In the 213th Trial Session, held on May 10, 2023, CADE’s Tribunal, by majority vote, blocked the acquisition of Grupo Smile by Hapvida, arguing that the transaction would result in significant concentrations (30%-50%) in health plan markets in municipalities of Alagoas and Paraíba states.
The transaction joins the list of emblematic cases that were blocked by the Brazilian Antitrust Authority (such as Ipiranga/Alesat, Estácio/Kroton and Braskem/Solvay), confirming the intense scrutiny that the health segment has been suffering from CADE. In this sense, it is noteworthy:
(i) the extensive market tests performed in relevant transactions. See, for example, merger cases Hapvida/NotreDame (2021) and Rede D’Or/Sul América (2022);
(ii) the conditional clearance of transactions such as Hapvida/Plamed (2021) and Athena/São Bernardo (2020); and
(iii) the second edition publication of the economic studies “Merger cases in the health insurance, hospital and diagnostic medicine markets – 2022” and “Supplementary Health Care Market: Conducts – 2021” from CADE’s booklets series.
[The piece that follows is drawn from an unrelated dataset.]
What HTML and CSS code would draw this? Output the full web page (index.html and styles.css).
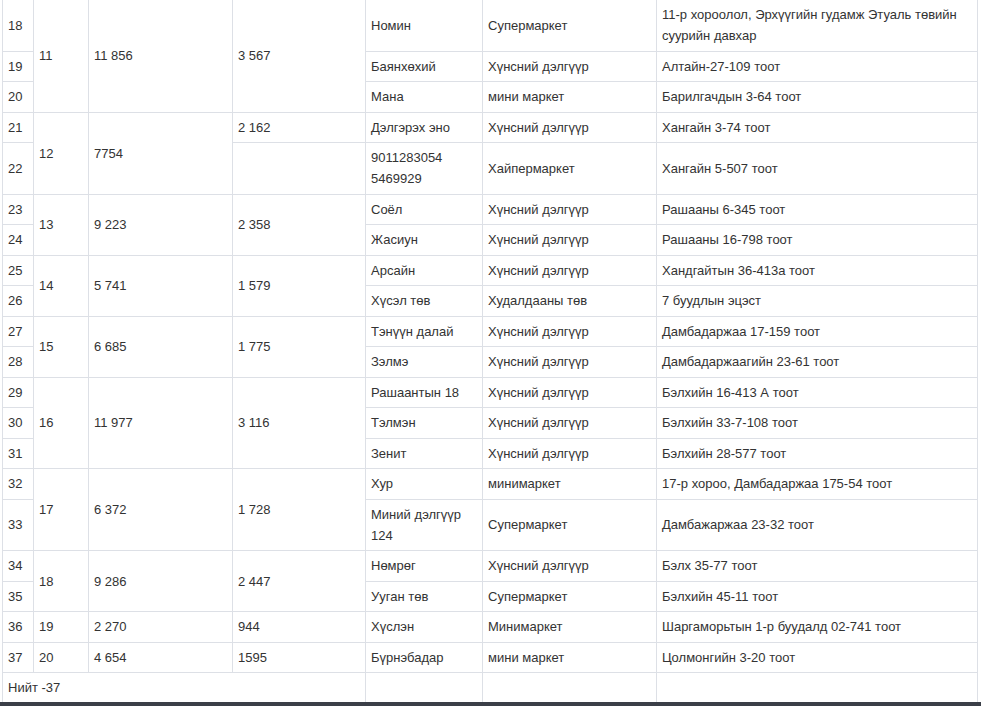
FILE: index.html
```html
<!DOCTYPE html>
<html lang="mn">
<head>
<meta charset="utf-8">
<title>Дэлгүүрүүд</title>
<link rel="stylesheet" href="styles.css">
</head>
<body>
<main class="page">
<table class="shops">
<colgroup>
<col class="c1"><col class="c2"><col class="c3"><col class="c4"><col class="c5"><col class="c6"><col class="c7">
</colgroup>
<tbody>
<tr><td>18</td><td rowspan="3">11</td><td rowspan="3">11 856</td><td rowspan="3">3 567</td><td>Номин</td><td>Супермаркет</td><td>11-р хороолол, Эрхүүгийн гудамж Этуаль төвийн суурийн давхар</td></tr>
<tr><td>19</td><td>Баянхөхий</td><td>Хүнсний дэлгүүр</td><td>Алтайн-27-109 тоот</td></tr>
<tr><td>20</td><td>Мана</td><td>мини маркет</td><td>Барилгачдын 3-64 тоот</td></tr>
<tr><td>21</td><td rowspan="2">12</td><td rowspan="2">7754</td><td>2 162</td><td>Дэлгэрэх эно</td><td>Хүнсний дэлгүүр</td><td>Хангайн 3-74 тоот</td></tr>
<tr><td>22</td><td></td><td>9011283054 5469929</td><td>Хайпермаркет</td><td>Хангайн 5-507 тоот</td></tr>
<tr><td>23</td><td rowspan="2">13</td><td rowspan="2">9 223</td><td rowspan="2">2 358</td><td>Соёл</td><td>Хүнсний дэлгүүр</td><td>Рашааны 6-345 тоот</td></tr>
<tr><td>24</td><td>Жасиун</td><td>Хүнсний дэлгүүр</td><td>Рашааны 16-798 тоот</td></tr>
<tr><td>25</td><td rowspan="2">14</td><td rowspan="2">5 741</td><td rowspan="2">1 579</td><td>Арсайн</td><td>Хүнсний дэлгүүр</td><td>Хандгайтын 36-413а тоот</td></tr>
<tr><td>26</td><td>Хүсэл төв</td><td>Худалдааны төв</td><td>7 буудлын эцэст</td></tr>
<tr><td>27</td><td rowspan="2">15</td><td rowspan="2">6 685</td><td rowspan="2">1 775</td><td>Тэнүүн далай</td><td>Хүнсний дэлгүүр</td><td>Дамбадаржаа 17-159 тоот</td></tr>
<tr><td>28</td><td>Зэлмэ</td><td>Хүнсний дэлгүүр</td><td>Дамбадаржаагийн 23-61 тоот</td></tr>
<tr><td>29</td><td rowspan="3">16</td><td rowspan="3">11 977</td><td rowspan="3">3 116</td><td>Рашаантын 18</td><td>Хүнсний дэлгүүр</td><td>Бэлхийн 16-413 А тоот</td></tr>
<tr><td>30</td><td>Тэлмэн</td><td>Хүнсний дэлгүүр</td><td>Бэлхийн 33-7-108 тоот</td></tr>
<tr><td>31</td><td>Зенит</td><td>Хүнсний дэлгүүр</td><td>Бэлхийн 28-577 тоот</td></tr>
<tr><td>32</td><td rowspan="2">17</td><td rowspan="2">6 372</td><td rowspan="2">1 728</td><td>Хур</td><td>минимаркет</td><td>17-р хороо, Дамбадаржаа 175-54 тоот</td></tr>
<tr><td>33</td><td>Миний дэлгүүр 124</td><td>Супермаркет</td><td>Дамбажаржаа 23-32 тоот</td></tr>
<tr><td>34</td><td rowspan="2">18</td><td rowspan="2">9 286</td><td rowspan="2">2 447</td><td>Нөмрөг</td><td>Хүнсний дэлгүүр</td><td>Бэлх 35-77 тоот</td></tr>
<tr><td>35</td><td>Ууган төв</td><td>Супермаркет</td><td>Бэлхийн 45-11 тоот</td></tr>
<tr><td>36</td><td>19</td><td>2 270</td><td>944</td><td>Хүслэн</td><td>Минимаркет</td><td>Шаргаморьтын 1-р буудалд 02-741 тоот</td></tr>
<tr><td>37</td><td>20</td><td>4 654</td><td>1595</td><td>Бүрнэбадар</td><td>мини маркет</td><td>Цолмонгийн 3-20 тоот</td></tr>
<tr><td colspan="4">Нийт -37</td><td></td><td></td><td></td></tr>
</tbody>
</table>
</main>
<footer class="footer-bar"></footer>
</body>
</html>
```

FILE: styles.css
```css
html, body {
  margin: 0;
  padding: 0;
  background: #ffffff;
}

body {
  font-family: "Liberation Sans", Arial, sans-serif;
  font-size: 13px;
  color: #333333;
}

.page {
  padding-left: 2px;
}

.shops {
  border-collapse: collapse;
  table-layout: fixed;
  width: 976px;
}

.c1 { width: 31px; }
.c2 { width: 55px; }
.c3 { width: 144px; }
.c4 { width: 133px; }
.c5 { width: 117px; }
.c6 { width: 174px; }
.c7 { width: 321px; }

.shops td {
  border: 1px solid #dde0e6;
  padding: 4.25px 5px;
  line-height: 21px;
  vertical-align: middle;
  text-align: left;
}

.shops tr:first-child td {
  border-top: 0;
}

.shops tr:last-child td {
  border-bottom: 0;
  padding-bottom: 3.25px;
}

.footer-bar {
  height: 12px;
  background: #3b3f48;
}
```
It is expected that the sector will remain under CADE’s surveillance; the Authority is expected to stay attentive to the transactions and to demand more information from the applicants to conduct its analysis, notably due to the importance of the market to the end consumer.
Another relevant factor for CADE’s decision to block the Hapvida case was the lack of consensus between the parties during the negotiation of remedies. This fact was reiterated during the trial session, with commissioners emphasizing that, once the authority express competitive concerns, the parties must proactively propose the appropriate remedies to fit the market context and the dynamics of the parties’ economic activities.
This was another opportunity in which CADE discussed the remedy negotiation procedures, which were also addressed in the recent transaction involving the Catena-X platform.